Karl Rove, former senior adviser to George W Bush announced the redistricting effort in the Wall Street Journal, claiming, rightly, that whoever controls redistricting also controls Congress. Later, according to the New Yorker, when Rove addressed potential funders of Redmap in Dallas, he said “People call us a vast rightwing conspiracy. But we’re really a half-assed rightwing conspiracy. Now it’s time to get serious.”
For $1.1m – a small sum in campaign dollars – Republicans won the state legislature and went on to curb Democratic power by passing a strict voter ID law, making it harder for minorities and students to vote, and later stripped statewide elected officials of some of their authority.
“I don’t think many people who are aware of what’s going on, and are tuned into politics and government in this state, would say that it’s anything even resembling a democracy,” said Jay Heck, the executive director of the Wisconsin chapter of Common Cause, a government watchdog group.
On Tuesday, voters risked their lives to go to the polls, waiting hours in line in Milwaukee. So far, turnout looks like it will be a fraction of what it was in 2016, and that is believed to benefit Republicans, who were seeking to maintain control of a seat on the conservative-leaning state supreme court. It was the state supreme court who voted along partisan lines to overrule Evers’ last-minute effort and to allow the election to move forward.
Wisconsin had long held a reputation as a bipartisan state, and there had been fights over redistricting before. But in 2011, Republicans took it to a new level. They deployed mapmakers to the offices of a law firm across from the state capitol, where they drew different options for maps that tested how much of an advantage could be gained in districts. They closely regulated who had access to the room where maps were drawn, even requiring Republican lawmakers to sign agreements to keep discussions about the maps secret.
Republicans understood that they were drawing maps to maintain power far beyond that year. “The maps we pass will determine who’s here 10 years from now,” one memo at the time read.
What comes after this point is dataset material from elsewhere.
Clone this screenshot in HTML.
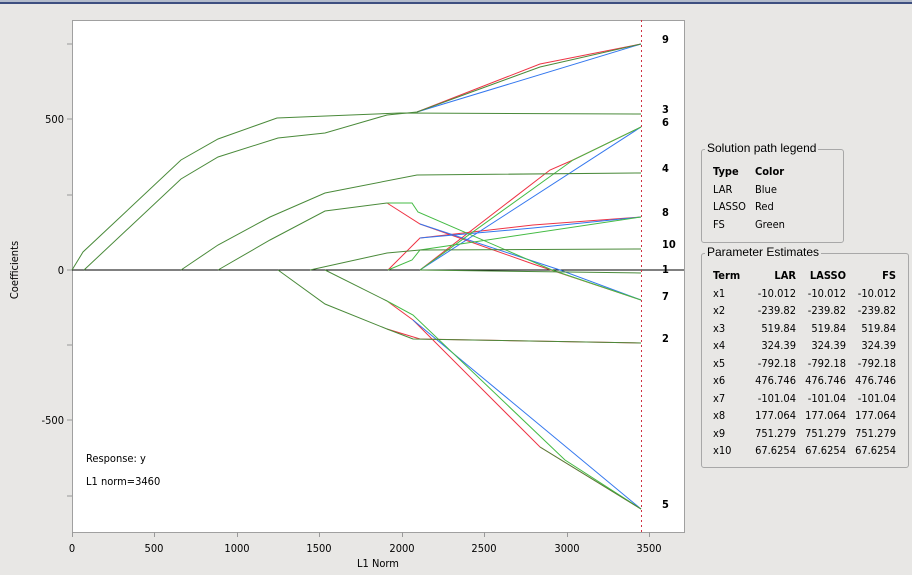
<!DOCTYPE html>
<html><head><style>
body{margin:0;width:912px;height:575px;background:#e8e7e5;overflow:hidden;font-family:"DejaVu Sans Condensed","Liberation Sans",sans-serif;position:relative}
.t{position:absolute;font-size:11px;color:#000;white-space:nowrap}
.box{position:absolute;border:1px solid #a8a8a8;border-radius:3px}
.cap{position:absolute;background:#e8e7e5;font-size:12px;padding:0 2px;font-family:"Liberation Sans",sans-serif}
table{border-collapse:collapse;font-size:11px}
td{padding:0;height:17.5px}
</style></head><body>
<div style="position:absolute;left:0;top:0;width:912px;height:2px;background:#b4bccc"></div>
<div style="position:absolute;left:0;top:2px;width:912px;height:2px;background:#3e4f80"></div>
<svg width="912" height="575" style="position:absolute;left:0;top:0" font-family="DejaVu Sans Condensed, Liberation Sans, sans-serif" font-size="11">
<rect x="72.5" y="20.5" width="612" height="512" fill="#fff" stroke="#a0a0a0"/>
<g stroke="#999">
<line x1="67" y1="44" x2="72" y2="44"/><line x1="67" y1="119" x2="72" y2="119"/><line x1="67" y1="195" x2="72" y2="195"/><line x1="67" y1="270" x2="72" y2="270"/><line x1="67" y1="345" x2="72" y2="345"/><line x1="67" y1="420" x2="72" y2="420"/><line x1="67" y1="496" x2="72" y2="496"/>
<line x1="72.5" y1="532" x2="72.5" y2="537"/><line x1="154.5" y1="532" x2="154.5" y2="537"/><line x1="237.5" y1="532" x2="237.5" y2="537"/><line x1="319.5" y1="532" x2="319.5" y2="537"/><line x1="402.5" y1="532" x2="402.5" y2="537"/><line x1="484.5" y1="532" x2="484.5" y2="537"/><line x1="567.5" y1="532" x2="567.5" y2="537"/><line x1="649.5" y1="532" x2="649.5" y2="537"/>
</g>
<g text-anchor="end"><text x="64" y="123">500</text><text x="64" y="274">0</text><text x="64" y="424">-500</text></g>
<g text-anchor="middle"><text x="72" y="552">0</text><text x="154" y="552">500</text><text x="237" y="552">1000</text><text x="319" y="552">1500</text><text x="402" y="552">2000</text><text x="484" y="552">2500</text><text x="567" y="552">3000</text><text x="649" y="552">3500</text><text x="378" y="567">L1 Norm</text></g>
<text x="18" y="270" transform="rotate(-90 18 270)" text-anchor="middle">Coefficients</text>
<line x1="72" y1="270" x2="684" y2="270" stroke="#000"/>
<line x1="641.5" y1="20" x2="641.5" y2="532" stroke="#d03040" stroke-dasharray="2,3"/>
<g fill="none" stroke-width="1">
<!-- red/blue variants -->
<g stroke="#ee3344">
<polyline points="417,112 540,64 641,44"/>
<polyline points="420,270 550,170 573,160 641,127"/>
<polyline points="387,203 420,224 533,264 641,300"/>
<polyline points="388,270 420,238 533,225 641,217"/>
<polyline points="387,301 413,320 540,447 641,509"/>
<polyline points="387,329 420,339 641,343"/>
</g>
<g stroke="#3377ee">
<polyline points="417,112 641,44"/>
<polyline points="420,270 641,127"/>
<polyline points="420,238 533,228 641,217"/>
<polyline points="420,224 560,270 641,300"/>
<polyline points="413,320 641,509"/>
</g>
<g stroke="#44bb44">
<polyline points="387,203 412,203 418,212 552,270 641,300"/>
<polyline points="388,270 412,260 420,250 641,217"/>
<polyline points="387,301 413,315 565,460 641,509"/>
<polyline points="420,270 573,160 641,127"/>
</g>
<g stroke="#4a8a3a">
<polyline points="72,270 83,252 181,160 218,139 277,118 326,116 400,113 641,114"/>
<polyline points="84,270 181,179 218,157 278,138 325,133 387,115 417,112 540,67 641,44"/>
<polyline points="181,270 218,245 270,217 325,193 417,175 641,173"/>
<polyline points="218,270 270,240 325,211 387,203"/>
<polyline points="310,270 387,253 420,250 641,249"/>
<polyline points="420,270 641,273"/>
<polyline points="278,270 325,304 387,329 413,339 641,343"/>
<polyline points="325,270 387,301"/>
<polyline points="540,447 641,509"/>
</g>
</g>
<g font-weight="bold" font-size="11"><text x="662" y="43">9</text><text x="662" y="113">3</text><text x="662" y="126">6</text><text x="662" y="172">4</text><text x="662" y="216">8</text><text x="662" y="248">10</text><text x="662" y="273">1</text><text x="662" y="300">7</text><text x="662" y="342">2</text><text x="662" y="508">5</text></g>
<text x="86" y="462">Response:  y</text>
<text x="86" y="485">L1 norm=3460</text>
</svg>
<div class="box" style="left:701px;top:149px;width:141px;height:92px"></div>
<div class="cap" style="left:705px;top:141px">Solution path legend</div>
<table style="position:absolute;left:713px;top:163px">
<tr><td style="width:42px"><b>Type</b></td><td><b>Color</b></td></tr>
<tr><td>LAR</td><td>Blue</td></tr><tr><td>LASSO</td><td>Red</td></tr><tr><td>FS</td><td>Green</td></tr></table>
<div class="box" style="left:701px;top:253px;width:206px;height:213px"></div>
<div class="cap" style="left:705px;top:245px">Parameter Estimates</div>
<table style="position:absolute;left:713px;top:267px">
<tr><td style="width:30px"><b>Term</b></td><td style="width:53px;text-align:right"><b>LAR</b></td><td style="width:50px;text-align:right"><b>LASSO</b></td><td style="width:50px;text-align:right"><b>FS</b></td></tr>
<tr><td>x1</td><td align="right">-10.012</td><td align="right">-10.012</td><td align="right">-10.012</td></tr>
<tr><td>x2</td><td align="right">-239.82</td><td align="right">-239.82</td><td align="right">-239.82</td></tr>
<tr><td>x3</td><td align="right">519.84</td><td align="right">519.84</td><td align="right">519.84</td></tr>
<tr><td>x4</td><td align="right">324.39</td><td align="right">324.39</td><td align="right">324.39</td></tr>
<tr><td>x5</td><td align="right">-792.18</td><td align="right">-792.18</td><td align="right">-792.18</td></tr>
<tr><td>x6</td><td align="right">476.746</td><td align="right">476.746</td><td align="right">476.746</td></tr>
<tr><td>x7</td><td align="right">-101.04</td><td align="right">-101.04</td><td align="right">-101.04</td></tr>
<tr><td>x8</td><td align="right">177.064</td><td align="right">177.064</td><td align="right">177.064</td></tr>
<tr><td>x9</td><td align="right">751.279</td><td align="right">751.279</td><td align="right">751.279</td></tr>
<tr><td>x10</td><td align="right">67.6254</td><td align="right">67.6254</td><td align="right">67.6254</td></tr>
</table>
</body></html>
One assembly district belonging to Andy Jorgensen, a Democrat in the state general assembly, was cracked into four different Republican-friendly districts, Daley wrote in Ratf**ked: Why Your Vote Doesn’t Count.
The plan worked almost exactly as the mapmakers predicted. In 2012, the first election with the new map in place, Republicans won less than half the votes, but conquered 60 of the state’s 99 assembly seats. The Republicans grew their majority in 2014 and 2016, despite earning just over 50% of the statewide vote. (...)
Michael Li, a voting rights expert at the non-partisan Brennan Center at NYU, wrote this week: “Wisconsin’s maps are so gerrymandered that Republicans can win close to a supermajority of house seats with a minority of the vote.